Handmade white earthenware bough pot, hand painted with underglaze colours with white slip decoration and a transparent gloss glaze

Size: 12.5 cm high, 18cm wide and 9cm deep


THE STORY

Emily Mitchell | Scenes in Miniature

A new collection of work by British ceramicist Emily Mitchell explores the world of miniature painting within pottery.

The Scenes in Miniature collection features a series of hand thrown plates and bough pots each one painted with a miniature scene or character within a cartouche of slipware dots.

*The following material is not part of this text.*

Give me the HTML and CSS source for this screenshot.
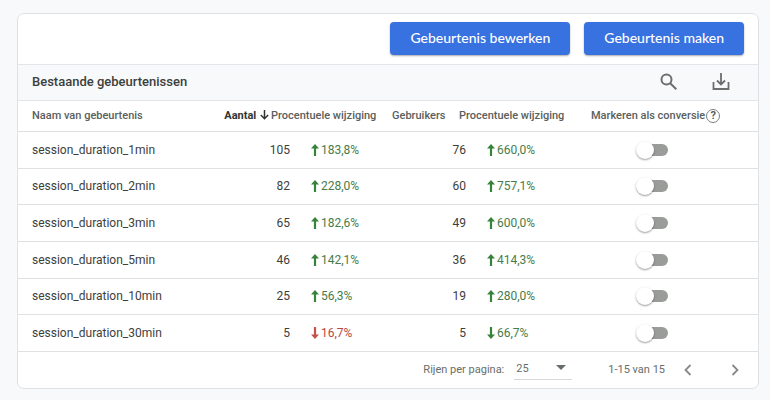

The exquisite paintings appear as mysterious figures or scenes from a play or a novel, a narrative that changes with the placement and arrangement of each piece.  

With this new collection, Emily wanted to ‘invite the viewer to make connections, perhaps from stories half-remembered or books from childhood.The figures of performers, highwaymen, wild animals and hedgerow birds are characters but with their meaning or significance lost to history, waiting to be recast as part of a new narrative.’

Each painting is set within the most beautifully made ceramic object. The plates are hand-thrown and dipped in the darkest treacle or milkiest of white glazes and finished with slipware patterns and little coloured dots here and there. 

The new Bough Pots are a collaboration with The Shop Floor Project and are inspired by the 17th century English Bough Pots, which Emily has ingeniously developed into her own contemporary versions.

(Above: V&A Museum: Bough Pot and Cover ca.1795 Museum number C.222B&C-1986)

The Bough Pot is a clever design, a flat backed, domed front vessel with a lid pierced with holes to hold flowers, it sits perfectly on a mantlepiece or shelf. Two put back to back make a striking central table piece and arrange with flowers or single specimens.

Emily’s Bough Pots are skilfully hand-built, elevated with mouldings and raised slightly with bun feet.

This is a collection with one foot in the past and another asking us to invent, to narrate a future story.